Mi turbación no consistió en que sienta que tengo deudas con el pasado, no. Hay cosas, temas, asuntos, personas, actitudes, momentos, que se han cerrado mal o en falso. Claro, las hay seguro en la vida de todos. Pero no tengo esas deudas con lo ocurrido, no tengo esas necesidades y he aprendido, o lo he intentado, a no dar la vuelta al pretérito, sino a caminar hacia adelante; aunque me pueda esperar en una curva la guadaña de la maldita muerte; pero he aprendido que así soy, con carencias, con defectos. Con afectos.

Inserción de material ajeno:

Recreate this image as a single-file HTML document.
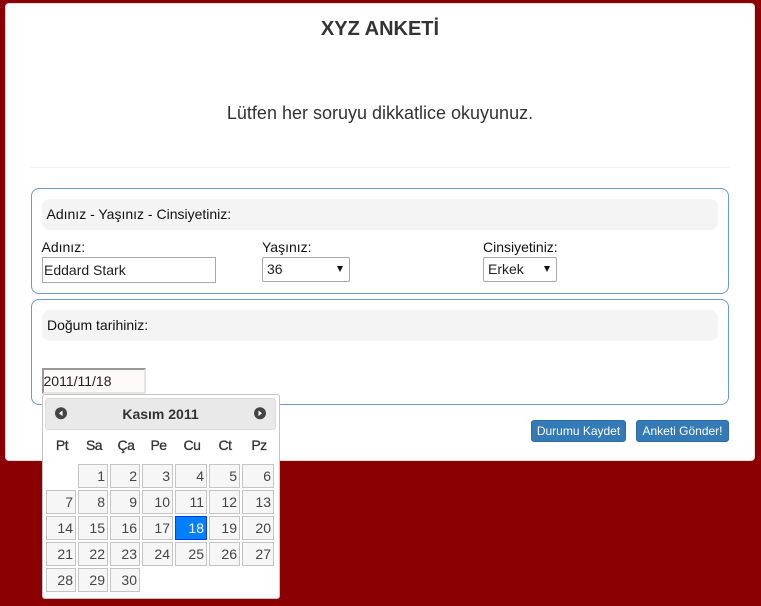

Lo que más me turbó fue la búsqueda de los antiguos amigos, el encuentro con lo que son ahora, la convergencia en un punto actual de caminos que se separaron.Y es posible que sea porque veo que mi mujer se está reconciliando con sus raíces, que, por fin, abre los ojos hacia el futuro sin renunciar a lo forjado con antelación y yo he sentido la necesidad de pensar en qué mimbres empecé a trenzar que merezcan la pena ser retomados. Y eso me conduce a los amigos de Córdoba, estos a los que el tiempo ha agrandado y unido a una época llena de cambios, llena de ilusiones y de miedos, los compañeros de estación cuando estábamos a punto de coger distintos trenes; a algunos de los amigos de los primeros años en Sevilla, esos años duros, interminables, desazonadores, desesperanzadores; a uno de los amigos que conocí en la playa y que se convirtió en compañero de charlas y de anhelos, de coloquios sobre libros, y sobre las mujeres; a otros de los que por el trabajo conocí y trascendieron más allá del horario compartido. Todos tienen nombre, todos saben quiénes son.  

Sentí, leyéndolo, que no quería dormir, que necesitaba el cuento de Sherezade, las historias refinadas y cultas de aquellos a los que Maalouf convierte en sus instrumentos, en la fantasía de un cuarentón que jamás fue feliz, que, quizás, jamás acabe la biografía de Atila.